The firm said it has been “listening to our customers from across the country who have told us how significant the impacts of the outage were for them”.
It said in a tweet that it would credit customers with five days’ worth of service, instead of the two days it had previously offered.
“The national outage of telecom services that millions of Canadians experienced in the last few days is unacceptable. Full stop,” Canada’s industry minister Francois-Philippe Champagne said in a tweet on Monday.
He said he had gathered the leaders of major telecoms companies “to demand they take immediate action to improve the resiliency and reliability of our networks”.
The Canadian Radio-television and Telecommunications Commission, which regulates the sector, said it was seeking “a detailed account from Rogers as to ‘why’ and ‘how’ this happened, as well as what measures Rogers is putting in place to prevent future outages”.
“This widespread network outage not only disrupted Canadians and Canadian businesses across the country, it prevented access to services such as 911 and emergency/public alerting, as well as other critical infrastructure services,” it added in a statement on Tuesday.

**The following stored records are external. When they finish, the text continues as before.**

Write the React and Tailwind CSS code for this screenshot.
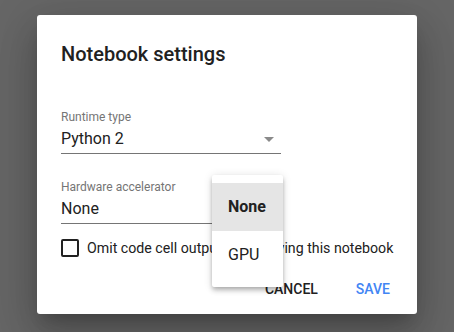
export default function App() {
  return (
    <div className="w-[454px] h-[332px] bg-[#666666] overflow-hidden pt-[15px] pl-[37px] font-['Roboto',sans-serif]">
      <div className="relative w-[380px] h-[299px] bg-white rounded-[3px] flex flex-col px-6 pt-[23px] shadow-[0_11px_15px_-7px_rgba(0,0,0,0.2),0_24px_38px_3px_rgba(0,0,0,0.14),0_9px_46px_8px_rgba(0,0,0,0.12)]">
        <h2 className="text-[20px] leading-8 font-medium text-[#212121]">Notebook settings</h2>

        <div className="mt-[39px] w-[220px]">
          <div className="text-[12px] leading-4 text-[#757575]">Runtime type</div>
          <div className="flex items-center justify-between pt-[2px] pb-[2px] border-b border-[#757575]">
            <span className="text-[16px] leading-6 text-[#212121]">Python 2</span>
            <span className="mr-[7px] w-0 h-0 border-x-[5px] border-x-transparent border-t-[5px] border-t-[#8a8a8a]"></span>
          </div>
        </div>

        <div className="relative mt-[25px] w-[220px]">
          <div className="text-[12px] leading-4 text-[#757575]">Hardware accelerator</div>
          <div className="flex items-center pt-[2px] pb-[2px] border-b border-[#757575]">
            <span className="text-[16px] leading-6 text-[#212121]">None</span>
          </div>
          <div className="absolute left-[151px] top-[-4px] w-[71px] z-10 bg-white rounded-[2px] py-2 shadow-[0_2px_4px_-1px_rgba(0,0,0,0.2),0_4px_5px_0_rgba(0,0,0,0.14),0_1px_10px_0_rgba(0,0,0,0.12)]">
            <div className="h-12 flex items-center px-4 bg-[#e5e5e5] text-[16px] leading-6 font-bold text-[#212121]">None</div>
            <div className="h-12 flex items-center px-4 text-[16px] leading-6 text-[#212121]">GPU</div>
          </div>
        </div>

        <div className="mt-[15px] flex items-center">
          <span className="w-[18px] h-[18px] border-2 border-[#212121] rounded-[2px] shrink-0"></span>
          <span className="ml-[8px] text-[14.2px] leading-[18px] text-[#212121] whitespace-nowrap">Omit code cell output when saving this notebook</span>
        </div>

        <div className="mt-auto -mr-6 pr-[19px] pb-[7px] flex justify-end gap-[22px]">
          <button className="h-9 px-2 text-[14px] font-medium text-[#212121]">CANCEL</button>
          <button className="h-9 px-2 text-[14px] font-medium text-[#4285f4]">SAVE</button>
        </div>
      </div>
    </div>
  );
}
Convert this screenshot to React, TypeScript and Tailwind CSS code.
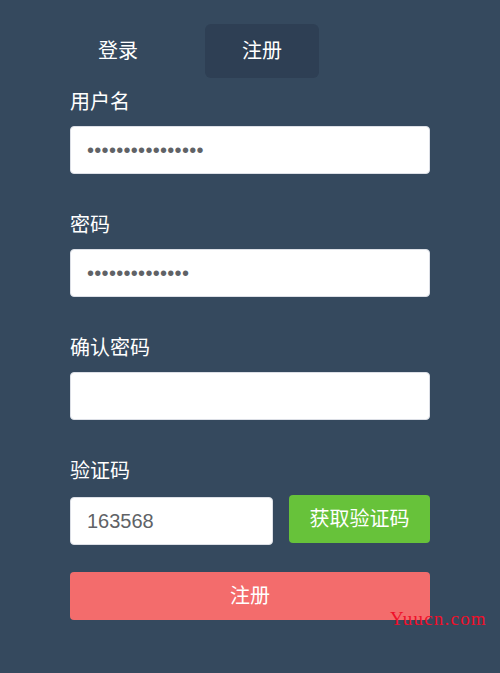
const FONT = "font-['Liberation_Sans','Noto_Sans_CJK_SC',sans-serif]";

const Field = ({ label, type = "text", value }: { label: string; type?: string; value: string }) => (
  <div className="mb-[35px]">
    <div className="mb-[10px] pt-[2px] text-[20px] leading-[28px] text-white">{label}</div>
    <input
      type={type}
      value={value}
      readOnly
      className="block h-12 w-full rounded border border-[#dcdfe6] bg-white px-4 text-[20px] tracking-[0.3px] text-[#606266] outline-none"
    />
  </div>
);

export default function App() {
  return (
    <div className={`relative min-h-[673px] w-[500px] bg-[#35495e] ${FONT}`}>
      <div className="flex gap-[30px] pl-[61px] pt-6">
        <button type="button" className="h-[54px] w-[114px] rounded-md text-[20px] text-white">
          登录
        </button>
        <button type="button" className="h-[54px] w-[114px] rounded-md bg-[#2e3f54] text-[20px] text-white">
          注册
        </button>
      </div>

      <form className="ml-[70px] mt-2 w-[360px]" onSubmit={(e) => e.preventDefault()}>
        <Field label="用户名" type="password" value="xxxxxxxxxxxxxxxx" />
        <Field label="密码" type="password" value="xxxxxxxxxxxxxx" />
        <Field label="确认密码" type="password" value="" />

        <div className="mb-[10px] pt-[2px] text-[20px] leading-[28px] text-white">验证码</div>
        <div className="flex items-start justify-between">
          <input
            type="text"
            value="163568"
            readOnly
            className="mt-[2px] block h-12 w-[203px] rounded border border-[#dcdfe6] bg-white px-4 text-[20px] text-[#606266] outline-none"
          />
          <button type="button" className="h-12 w-[141px] rounded bg-[#67c23a] text-[20px] text-white">
            获取验证码
          </button>
        </div>

        <button type="submit" className="mt-[27px] h-12 w-full rounded bg-[#f36c6c] text-[20px] text-white">
          注册
        </button>
      </form>

      <span className="absolute left-[390px] top-[605px] font-['Liberation_Serif',serif] text-[19px] tracking-[1.2px] text-[#f0102a]">
        Yuucn.com
      </span>
    </div>
  );
}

The outage began at 04:30 local time (09:30 BST) last Friday and lasted for more than 15 hours. Most services have now been restored.
Chief executive Tony Staffieri said the outage followed “a maintenance update in our core network” which “caused some of our routers to malfunction”.
Some bank machines were offline during the blackout, while many emergency services phone numbers reported difficulties with incoming calls, and hospitals asked on-call staff to come into work until the issue was resolved.
During the outage people flocked to coffee shops and libraries with functioning Wi-Fi.
Three companies – Rogers, Bell Canada and Telus Corp – control 90% of the telecoms market in Canada.
Critics say the outage demonstrated a need for more competition in the country’s telecoms sector.